What does terrorism do to people? What happens if people are terrorised? How can we explain contemporary societal and political developments in the post 9/11 world?

The London transit bombings of 7 July 2005 provided the opportunity to address some of these pressing questions pertaining to the effects of a terrorist attack. Investigating such effects is important. Terrorism is, in its core, meant as a form of psychological warfare that capitalizes on the use of terror to influence a target audience. Understanding the effects of terror on public attitudes seems therefore a prerequisite for effective counterterrorism. After all, one needs to know what to counter, before any sensible form of counterterrorism can be effectuated.

Two students assistants worked tirelessly the days following the attacks in London. They flew over from the Netherlands and distributed hundreds of questionnaires in parks and on streets near the sights where the deplorable bombings had taken place. Over four hundred Londoners participated in the study, and thus shared their feelings, thoughts, and opinions on the events that had unfolded. The participants were asked all sorts of questions, relating to their current emotional and psychological well-being, but also to their attitudes towards counterterrorism measures, to Tony Blair as leader of the country, to the nation and the fact that the city was just chosen to organize the 2012 Olympics, and to Britain as a pluralistic, multicultural society.

We first created a subset of those who reported to feel particularly disturbed by the attacks and those who experienced the events with relative equanimity. We then compared the scores of those high in psychological distress and those low in psychological distress on a number of items. Now, this is not the place to elaborate on the methodological and statistical intricacies of the study. But several findings are certainly worthy of sharing.

The first finding is not particularly surprising. A call for strong, immediate and harsh counterterrorism measures was observed particularly among those in psychological distress. This makes sense. Clearly the more one feels bugged by something, the greater the urge and intensity to do something about it. But this finding relates to a second finding that may uncover more fundamental insight in the workings of terror. Among those in psychological distress, the endorsement of strong, immediate and harsh counterterrorism measures was linked –mentally– to a strong sense of national pride and the belief that the then-leader Tony Blair was the best man to lead the country, combined with lower belief in multiculturalism. These links between emotional state and political opinions were not found among those who reported less distress after the attack.
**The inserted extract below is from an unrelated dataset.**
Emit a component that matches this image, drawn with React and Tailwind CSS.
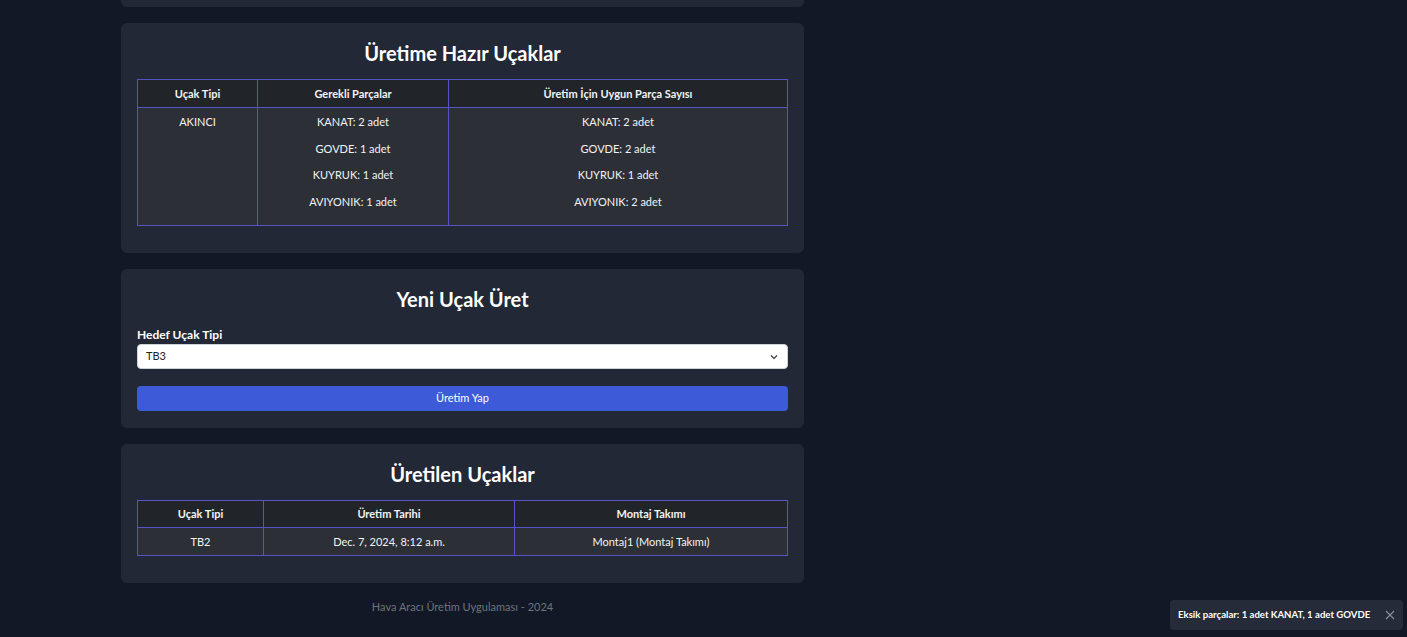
import React, { useState } from "react";

const ready = [
  {
    type: "AKINCI",
    required: ["KANAT: 2 adet", "GOVDE: 1 adet", "KUYRUK: 1 adet", "AVIYONIK: 1 adet"],
    available: ["KANAT: 2 adet", "GOVDE: 2 adet", "KUYRUK: 1 adet", "AVIYONIK: 2 adet"],
  },
];

const produced = [{ type: "TB2", date: "Dec. 7, 2024, 8:12 a.m.", team: "Montaj1 (Montaj Takımı)" }];

// cell borders, padding set per table
const th = "border border-[#5653c4] px-2 font-bold text-center";
const td = "border border-[#5653c4] px-2 text-center align-top";

function Card({ title, children, className = "", titleGap = "mb-3" }) {
  return (
    <div className={"bg-[#222836] rounded-md px-4 pt-4 " + className}>
      <h2 className={"text-[20px] leading-7 font-bold text-center text-white " + titleGap}>{title}</h2>
      {children}
    </div>
  );
}

export default function App() {
  const [target, setTarget] = useState("TB3");
  const [toast, setToast] = useState(true);

  return (
    <div
      className="min-h-screen bg-[#121826] text-[#f1f3f5] relative"
      style={{ fontFamily: "Lato, 'Noto Sans', sans-serif" }}
    >
      <div className="w-[683px] ml-[121px] flex flex-col gap-4">
        <div className="h-[24px] -mt-[17px] bg-[#222836] rounded-md" />

        <Card title="Üretime Hazır Uçaklar" className="pb-[27px]">
          <table className="w-full border-collapse text-[11px] leading-4">
            <thead className="bg-[#212529]">
              <tr>
                <th className={th + " w-[120px] pt-[6px] pb-[5px]"}>Uçak Tipi</th>
                <th className={th + " w-[191px] pt-[6px] pb-[5px]"}>Gerekli Parçalar</th>
                <th className={th + " pt-[6px] pb-[5px]"}>Üretim İçin Uygun Parça Sayısı</th>
              </tr>
            </thead>
            <tbody className="bg-[#2c3036]">
              {ready.map((r) => (
                <tr key={r.type}>
                  <td className={td + " pt-[6px]"}>{r.type}</td>
                  <td className={td + " pt-[6px] pb-[15px]"}>
                    <div className="flex flex-col gap-[10.7px]">
                      {r.required.map((p) => (
                        <span key={p}>{p}</span>
                      ))}
                    </div>
                  </td>
                  <td className={td + " pt-[6px] pb-[15px]"}>
                    <div className="flex flex-col gap-[10.7px]">
                      {r.available.map((p) => (
                        <span key={p}>{p}</span>
                      ))}
                    </div>
                  </td>
                </tr>
              ))}
            </tbody>
          </table>
        </Card>

        <Card title="Yeni Uçak Üret" className="pb-[17px]" titleGap="mb-[14px]">
          <label className="block text-[12px] leading-4 font-bold text-white mb-[1px]">Hedef Uçak Tipi</label>
          <div className="relative">
            <select
              value={target}
              onChange={(e) => setTarget(e.target.value)}
              className="block appearance-none w-full h-[25px] bg-white text-[#212529] text-[11px] rounded-[4px] border border-[#ced4da] px-2"
            >
              <option>TB2</option>
              <option>TB3</option>
              <option>AKINCI</option>
              <option>KIZILELMA</option>
            </select>
            <svg
              className="absolute right-[10px] top-[10px] pointer-events-none"
              width="8"
              height="6"
              viewBox="0 0 8 6"
              fill="none"
              stroke="#343a40"
              strokeWidth="1.2"
            >
              <path d="M1 1.5l3 3 3-3" />
            </svg>
          </div>
          <button className="block mt-[17px] w-full h-[25px] bg-[#3d5bd6] rounded-[4px] text-white text-[11px]">
            Üretim Yap
          </button>
        </Card>

        <Card title="Üretilen Uçaklar" className="pb-[27px]">
          <table className="w-full border-collapse text-[11px] leading-4">
            <thead className="bg-[#212529]">
              <tr>
                <th className={th + " w-[126px] py-[5px]"}>Uçak Tipi</th>
                <th className={th + " w-[251px] py-[5px]"}>Üretim Tarihi</th>
                <th className={th + " py-[5px]"}>Montaj Takımı</th>
              </tr>
            </thead>
            <tbody className="bg-[#2c3036]">
              {produced.map((p) => (
                <tr key={p.type}>
                  <td className={td + " pt-[6px] pb-[5px]"}>{p.type}</td>
                  <td className={td + " pt-[6px] pb-[5px]"}>{p.date}</td>
                  <td className={td + " pt-[6px] pb-[5px]"}>{p.team}</td>
                </tr>
              ))}
            </tbody>
          </table>
        </Card>

        <p className="text-center text-[11px] leading-4 text-[#6c757d]">Hava Aracı Üretim Uygulaması - 2024</p>
      </div>

      {toast && (
        <div className="absolute left-[1170px] top-[600px] w-[233px] h-[30px] bg-[#252b38] rounded-[4px] flex items-center pl-2 pr-2">
          <span className="text-[9.6px] font-bold text-white flex-1 whitespace-nowrap">
            Eksik parçalar: 1 adet KANAT, 1 adet GOVDE
          </span>
          <button onClick={() => setToast(false)} className="text-[#8a9099]">
            <svg width="10" height="10" viewBox="0 0 10 10" stroke="currentColor" strokeWidth="1.1">
              <path d="M1 1l8 8M9 1l-8 8" />
            </svg>
          </button>
        </div>
      )}
    </div>
  );
}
The bottom line of this finding is that psychological distress appears to create the idea that a tough stance in countering terrorism is a matter that implicates the interests and values of the nation as whole. In other words, among those distressed by terrorism, counterterrorism appears to have become an act of patriotism.

This real-life finding actually coincides with a vast body of experimental findings in social psychology on the so-called mortality salience effect. Several hundred experiments show that those subtly confronted with “terror”, in the form of subtle exposures to the prospect of mortality, cling to their ingroup, most often their nation, and become tougher to anyone who seeks to impinge on the value system of the ingroup. The observation in London, then, does not stand on its own. It has also and reliably been demonstrated in laboratory settings.

I think that the observation and the experimental findings are of help in getting an understanding of what really matters during terrorist attacks. Terrorism obviously creates distress, which in turn not only causes an urge for harsh counterterrorism measures but also a tendency to aggrandize these measures to become of national significance. The question then is whether the raising of stakes in counterterrorism is effective. Probably not. In it lies the potential for a dangerous cycle of violence: Terrorism leads to a call for harsh counterterrorism measures. But these measures do not stand on their own. Counterterrorism becomes central to the nation’s national security. Exactly this centrality, in turn, makes ineffective counterterrorism particularly damaging and the threat of further terrorism an effective weapon to disrupt the nation as a whole. And in describing this dynamic, I am even leaving out that a nationalistic focus induces feelings of solidarity with the ingroup and thereby, reduces tolerance.

Counterterrorism, then, may not be best served by an emphasis on countering individual people, or groups of people, or even countering beliefs that threaten national or international values. The brilliant Fareed Zakaria adequately phrased it, I think, when he stated that “the best counterterrorism policy is resilience” because “terrorism is a military tactic defined by the onlooker”. Counterterrorism, then, should be about countering effects. This is not to deny the sincerity of the grievance in response to terror, or the outburst of distress following the grotesque act of terrorism of the last decade. In fact, any act of counterterrorism should be carried out in full recognition of the hurt of the victims and the fears of the general population. It should also, however, be done in the recognition that all too often, and particularly in the case of terrorism, the sting within causes the greatest harm.